*** Data block

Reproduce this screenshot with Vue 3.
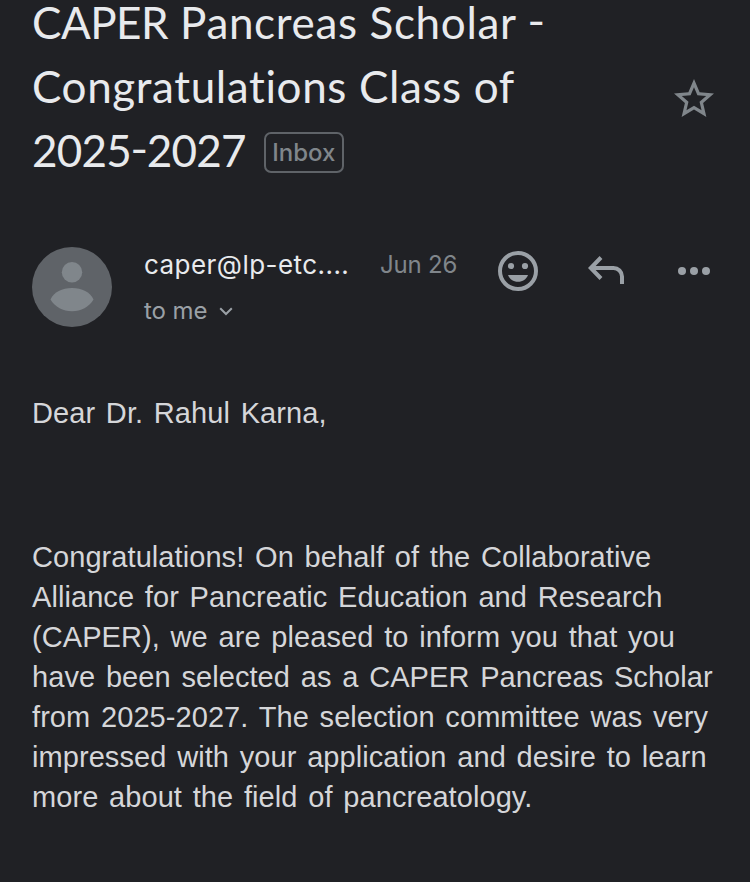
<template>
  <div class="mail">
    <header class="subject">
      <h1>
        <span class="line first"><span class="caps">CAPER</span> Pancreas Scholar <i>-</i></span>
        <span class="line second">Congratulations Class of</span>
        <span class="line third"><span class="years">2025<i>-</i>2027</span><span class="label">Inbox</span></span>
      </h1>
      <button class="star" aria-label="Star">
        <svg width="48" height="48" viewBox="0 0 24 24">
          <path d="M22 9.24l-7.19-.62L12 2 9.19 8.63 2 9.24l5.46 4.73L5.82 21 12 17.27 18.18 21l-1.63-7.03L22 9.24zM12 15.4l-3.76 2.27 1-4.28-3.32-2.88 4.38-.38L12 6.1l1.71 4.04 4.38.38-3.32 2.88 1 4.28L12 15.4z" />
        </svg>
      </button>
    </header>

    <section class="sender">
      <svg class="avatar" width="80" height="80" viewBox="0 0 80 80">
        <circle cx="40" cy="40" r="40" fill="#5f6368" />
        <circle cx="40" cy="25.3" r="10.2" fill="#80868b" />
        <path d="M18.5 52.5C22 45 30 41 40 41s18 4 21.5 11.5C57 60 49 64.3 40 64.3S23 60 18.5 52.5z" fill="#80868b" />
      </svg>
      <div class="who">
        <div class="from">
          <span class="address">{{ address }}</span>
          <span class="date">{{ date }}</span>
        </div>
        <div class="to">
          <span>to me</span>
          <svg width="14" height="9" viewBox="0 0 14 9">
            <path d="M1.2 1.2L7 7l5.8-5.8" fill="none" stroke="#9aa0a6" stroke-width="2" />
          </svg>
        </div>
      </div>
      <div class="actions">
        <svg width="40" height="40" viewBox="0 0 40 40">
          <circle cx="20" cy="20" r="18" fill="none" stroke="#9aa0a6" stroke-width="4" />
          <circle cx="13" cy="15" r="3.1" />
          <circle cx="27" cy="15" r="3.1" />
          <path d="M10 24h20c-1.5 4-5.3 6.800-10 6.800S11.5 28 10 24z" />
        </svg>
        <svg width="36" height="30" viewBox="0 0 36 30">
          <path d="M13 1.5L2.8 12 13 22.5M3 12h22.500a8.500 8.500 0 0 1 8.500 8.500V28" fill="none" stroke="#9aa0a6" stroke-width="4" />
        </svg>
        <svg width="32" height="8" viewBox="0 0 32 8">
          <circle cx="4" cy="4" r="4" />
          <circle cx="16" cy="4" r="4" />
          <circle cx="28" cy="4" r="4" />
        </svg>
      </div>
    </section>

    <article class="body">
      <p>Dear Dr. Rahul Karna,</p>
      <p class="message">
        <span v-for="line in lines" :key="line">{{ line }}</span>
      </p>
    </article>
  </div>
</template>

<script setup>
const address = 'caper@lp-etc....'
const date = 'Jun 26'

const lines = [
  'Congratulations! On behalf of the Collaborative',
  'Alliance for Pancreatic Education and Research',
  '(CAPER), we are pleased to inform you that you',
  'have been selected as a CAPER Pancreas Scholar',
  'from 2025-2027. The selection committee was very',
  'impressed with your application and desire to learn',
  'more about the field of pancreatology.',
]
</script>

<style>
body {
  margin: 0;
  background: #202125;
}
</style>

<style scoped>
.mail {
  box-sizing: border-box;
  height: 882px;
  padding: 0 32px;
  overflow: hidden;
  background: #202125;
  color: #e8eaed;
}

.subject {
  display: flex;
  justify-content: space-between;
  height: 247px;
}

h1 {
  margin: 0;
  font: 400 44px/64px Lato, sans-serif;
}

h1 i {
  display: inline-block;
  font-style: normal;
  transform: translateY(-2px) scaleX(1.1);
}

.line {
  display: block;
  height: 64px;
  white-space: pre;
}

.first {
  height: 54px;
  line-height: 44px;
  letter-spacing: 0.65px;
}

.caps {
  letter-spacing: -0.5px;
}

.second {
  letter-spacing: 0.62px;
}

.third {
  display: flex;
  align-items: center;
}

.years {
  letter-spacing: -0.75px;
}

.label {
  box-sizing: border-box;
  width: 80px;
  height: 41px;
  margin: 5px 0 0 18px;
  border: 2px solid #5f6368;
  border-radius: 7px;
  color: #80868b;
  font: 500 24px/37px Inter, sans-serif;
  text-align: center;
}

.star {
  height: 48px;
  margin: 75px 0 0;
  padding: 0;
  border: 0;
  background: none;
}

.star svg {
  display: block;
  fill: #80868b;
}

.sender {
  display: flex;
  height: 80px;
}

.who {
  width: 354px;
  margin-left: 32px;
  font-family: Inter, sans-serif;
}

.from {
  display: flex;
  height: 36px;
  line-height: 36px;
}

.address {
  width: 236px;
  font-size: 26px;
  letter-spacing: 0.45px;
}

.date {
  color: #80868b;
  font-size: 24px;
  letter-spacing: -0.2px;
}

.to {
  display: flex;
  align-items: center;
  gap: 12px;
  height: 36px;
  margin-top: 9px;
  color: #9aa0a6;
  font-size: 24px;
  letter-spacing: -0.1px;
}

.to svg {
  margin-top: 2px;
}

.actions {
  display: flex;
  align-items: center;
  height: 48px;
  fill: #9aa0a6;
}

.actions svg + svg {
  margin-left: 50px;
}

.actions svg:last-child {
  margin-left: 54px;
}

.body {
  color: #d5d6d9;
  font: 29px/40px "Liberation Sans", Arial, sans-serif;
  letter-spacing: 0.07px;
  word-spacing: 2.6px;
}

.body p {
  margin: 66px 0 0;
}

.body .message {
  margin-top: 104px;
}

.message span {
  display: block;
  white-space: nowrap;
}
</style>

******

▶ The task:
Make an exact copy of the data, leaving its pictures out.

▶ Completed task:
Reproduce this screenshot with Vue 3.
<template>
  <div class="mail">
    <header class="subject">
      <h1>
        <span class="line first"><span class="caps">CAPER</span> Pancreas Scholar <i>-</i></span>
        <span class="line second">Congratulations Class of</span>
        <span class="line third"><span class="years">2025<i>-</i>2027</span><span class="label">Inbox</span></span>
      </h1>
      <button class="star" aria-label="Star">
        <svg width="48" height="48" viewBox="0 0 24 24">
          <path d="M22 9.24l-7.19-.62L12 2 9.19 8.63 2 9.24l5.46 4.73L5.82 21 12 17.27 18.18 21l-1.63-7.03L22 9.24zM12 15.4l-3.76 2.27 1-4.28-3.32-2.88 4.38-.38L12 6.1l1.71 4.04 4.38.38-3.32 2.88 1 4.28L12 15.4z" />
        </svg>
      </button>
    </header>

    <section class="sender">
      <svg class="avatar" width="80" height="80" viewBox="0 0 80 80">
        <circle cx="40" cy="40" r="40" fill="#5f6368" />
        <circle cx="40" cy="25.3" r="10.2" fill="#80868b" />
        <path d="M18.5 52.5C22 45 30 41 40 41s18 4 21.5 11.5C57 60 49 64.3 40 64.3S23 60 18.5 52.5z" fill="#80868b" />
      </svg>
      <div class="who">
        <div class="from">
          <span class="address">{{ address }}</span>
          <span class="date">{{ date }}</span>
        </div>
        <div class="to">
          <span>to me</span>
          <svg width="14" height="9" viewBox="0 0 14 9">
            <path d="M1.2 1.2L7 7l5.8-5.8" fill="none" stroke="#9aa0a6" stroke-width="2" />
          </svg>
        </div>
      </div>
      <div class="actions">
        <svg width="40" height="40" viewBox="0 0 40 40">
          <circle cx="20" cy="20" r="18" fill="none" stroke="#9aa0a6" stroke-width="4" />
          <circle cx="13" cy="15" r="3.1" />
          <circle cx="27" cy="15" r="3.1" />
          <path d="M10 24h20c-1.5 4-5.3 6.800-10 6.800S11.5 28 10 24z" />
        </svg>
        <svg width="36" height="30" viewBox="0 0 36 30">
          <path d="M13 1.5L2.8 12 13 22.5M3 12h22.500a8.500 8.500 0 0 1 8.500 8.500V28" fill="none" stroke="#9aa0a6" stroke-width="4" />
        </svg>
        <svg width="32" height="8" viewBox="0 0 32 8">
          <circle cx="4" cy="4" r="4" />
          <circle cx="16" cy="4" r="4" />
          <circle cx="28" cy="4" r="4" />
        </svg>
      </div>
    </section>

    <article class="body">
      <p>Dear Dr. Rahul Karna,</p>
      <p class="message">
        <span v-for="line in lines" :key="line">{{ line }}</span>
      </p>
    </article>
  </div>
</template>

<script setup>
const address = 'caper@lp-etc....'
const date = 'Jun 26'

const lines = [
  'Congratulations! On behalf of the Collaborative',
  'Alliance for Pancreatic Education and Research',
  '(CAPER), we are pleased to inform you that you',
  'have been selected as a CAPER Pancreas Scholar',
  'from 2025-2027. The selection committee was very',
  'impressed with your application and desire to learn',
  'more about the field of pancreatology.',
]
</script>

<style>
body {
  margin: 0;
  background: #202125;
}
</style>

<style scoped>
.mail {
  box-sizing: border-box;
  height: 882px;
  padding: 0 32px;
  overflow: hidden;
  background: #202125;
  color: #e8eaed;
}

.subject {
  display: flex;
  justify-content: space-between;
  height: 247px;
}

h1 {
  margin: 0;
  font: 400 44px/64px Lato, sans-serif;
}

h1 i {
  display: inline-block;
  font-style: normal;
  transform: translateY(-2px) scaleX(1.1);
}

.line {
  display: block;
  height: 64px;
  white-space: pre;
}

.first {
  height: 54px;
  line-height: 44px;
  letter-spacing: 0.65px;
}

.caps {
  letter-spacing: -0.5px;
}

.second {
  letter-spacing: 0.62px;
}

.third {
  display: flex;
  align-items: center;
}

.years {
  letter-spacing: -0.75px;
}

.label {
  box-sizing: border-box;
  width: 80px;
  height: 41px;
  margin: 5px 0 0 18px;
  border: 2px solid #5f6368;
  border-radius: 7px;
  color: #80868b;
  font: 500 24px/37px Inter, sans-serif;
  text-align: center;
}

.star {
  height: 48px;
  margin: 75px 0 0;
  padding: 0;
  border: 0;
  background: none;
}

.star svg {
  display: block;
  fill: #80868b;
}

.sender {
  display: flex;
  height: 80px;
}

.who {
  width: 354px;
  margin-left: 32px;
  font-family: Inter, sans-serif;
}

.from {
  display: flex;
  height: 36px;
  line-height: 36px;
}

.address {
  width: 236px;
  font-size: 26px;
  letter-spacing: 0.45px;
}

.date {
  color: #80868b;
  font-size: 24px;
  letter-spacing: -0.2px;
}

.to {
  display: flex;
  align-items: center;
  gap: 12px;
  height: 36px;
  margin-top: 9px;
  color: #9aa0a6;
  font-size: 24px;
  letter-spacing: -0.1px;
}

.to svg {
  margin-top: 2px;
}

.actions {
  display: flex;
  align-items: center;
  height: 48px;
  fill: #9aa0a6;
}

.actions svg + svg {
  margin-left: 50px;
}

.actions svg:last-child {
  margin-left: 54px;
}

.body {
  color: #d5d6d9;
  font: 29px/40px "Liberation Sans", Arial, sans-serif;
  letter-spacing: 0.07px;
  word-spacing: 2.6px;
}

.body p {
  margin: 66px 0 0;
}

.body .message {
  margin-top: 104px;
}

.message span {
  display: block;
  white-space: nowrap;
}
</style>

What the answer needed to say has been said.